[HOT] Fwd: NASA data

Stacey Maples stacemaples at stanford.edu
Mon Apr 27 02:05:17 UTC 2015

SOrry, should have posted to the group for general comment: 
----- Original Message -----

From: "Stacey Maples" <stacemaples at stanford.edu> 
To: "Alex Barth" <alex at mapbox.com> 
Sent: Sunday, April 26, 2015 7:03:55 PM 
Subject: NASA data 

Alex, I've just been looped intothe following conversation with some NASA VIIRS folks: 


Yes, I am closely monitoring the situation using our VIIRS nighttime imaging products. Unfortunately, the affected region in Nepal was predominantly cloud-covered yesterday (seen in red in the attached image). I will check tomorrow ’s scene (~8:00 EST) and get back to you. 

As for other agency efforts, the U.S. Geological Survey's (USGS) Earth Resources Observations and Science Hazard Data Distribution System facilitates the sharing of information whenever the International Charter on Space and Major Disasters is activated. The current point of contact (c. 2014) is Brenda Jones (cced:). 

Our data are particularly useful for spotting individual settlements and road networks (both rural and urban) that have lost electricity after a major disaster. Here’s an example for the DC derecho storm: http://thekojonnamdishow.org/shows/2015-01-22/night_watch_washington_from_space . 

Note that we can only produce a reliable product once we get a clear-sky look of the region.

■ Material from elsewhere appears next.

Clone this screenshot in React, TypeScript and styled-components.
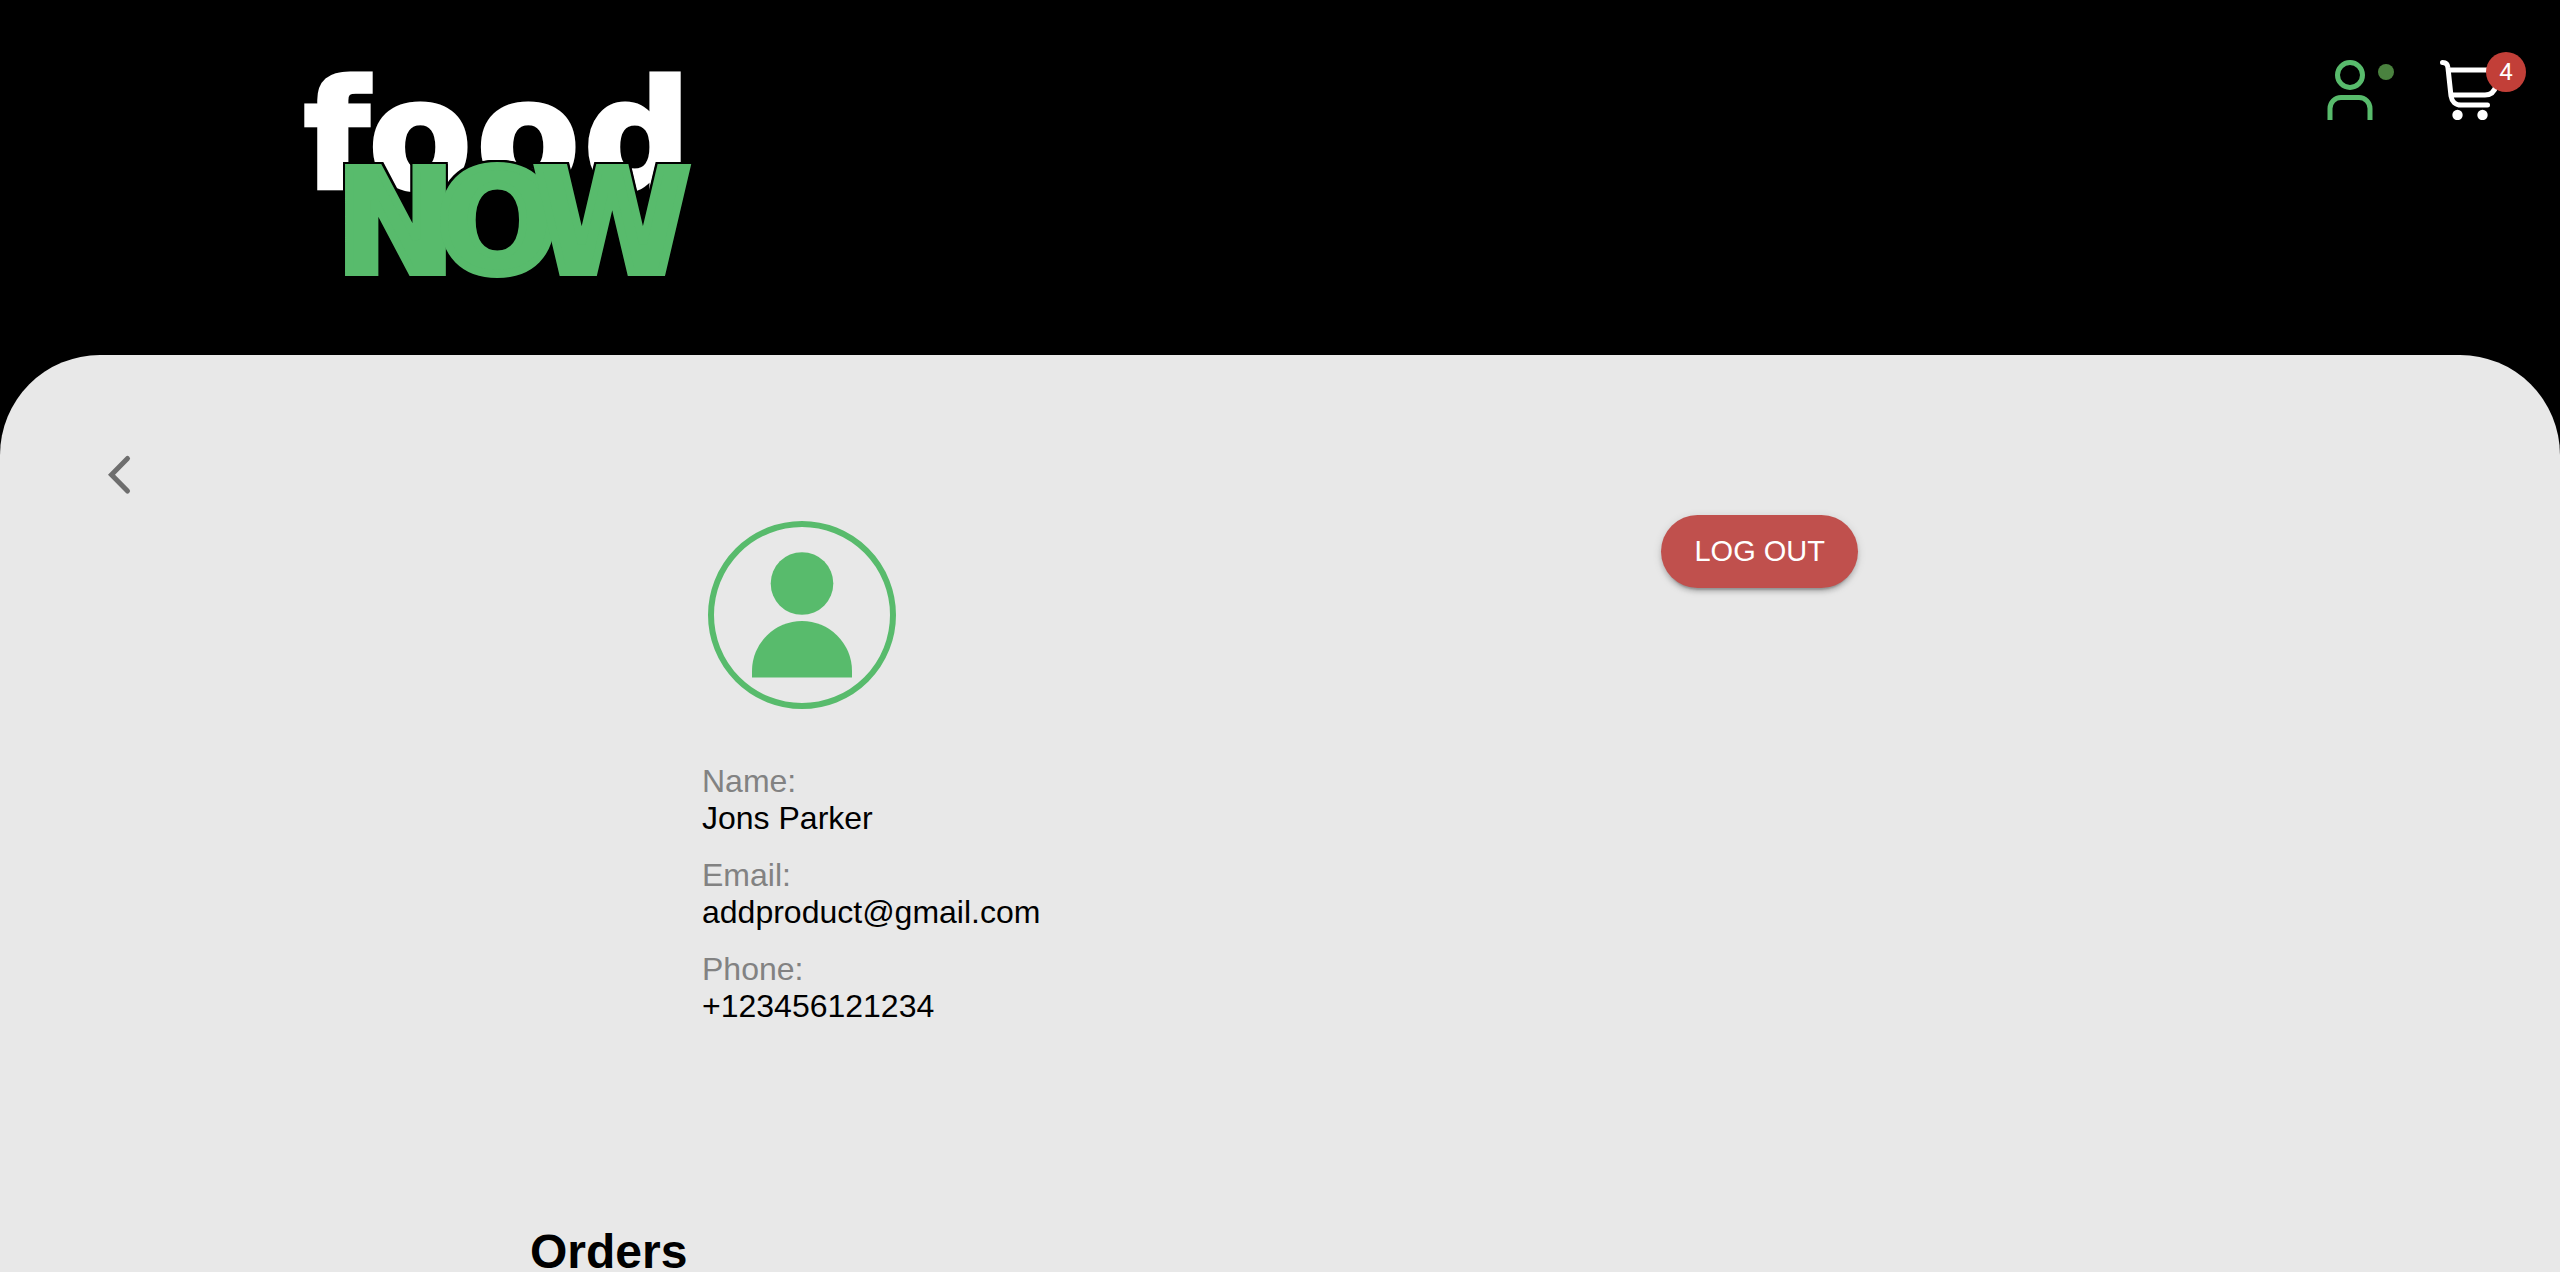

The next target of opportunity is scheduled for tomorrow at ~8:00 EST. I’ll schedule a standing order to make sure that we can process the data quickly. 

In the meantime: 

(1) Besides Gorkha district (Lat/Lon?), it would be good if either of you (or someone else) could send us a list of locations and their corresponding (lat/lon) geographic coordinates; esp. if you are interested in assessing underreported areas. Either that, or we can provide the entire map, and let someone else do the final change assessment. 

(2) Once we generate a first * preliminary * snapshot of the Nepal region, we can also continue providing data for subsequent time periods. This should help with estimating the overall recovery of local infrastructure and services – i.e., one would hope that certain areas would come back online; particularly across major cities. Let me know ASAP if this is of interest to you. 

One final caveat: our instrument’s (VIIRS) overpass time isn’t ideal for this situation -- i.e., we can only retrieve a “snapshot” of the greater Nepal region at ~01:00-01:30 AM local time. If the power grid is compromised (which is highly likely); then the local utility may be forced to institute rationing during this period. This would make it difficult to discriminate between affected areas. 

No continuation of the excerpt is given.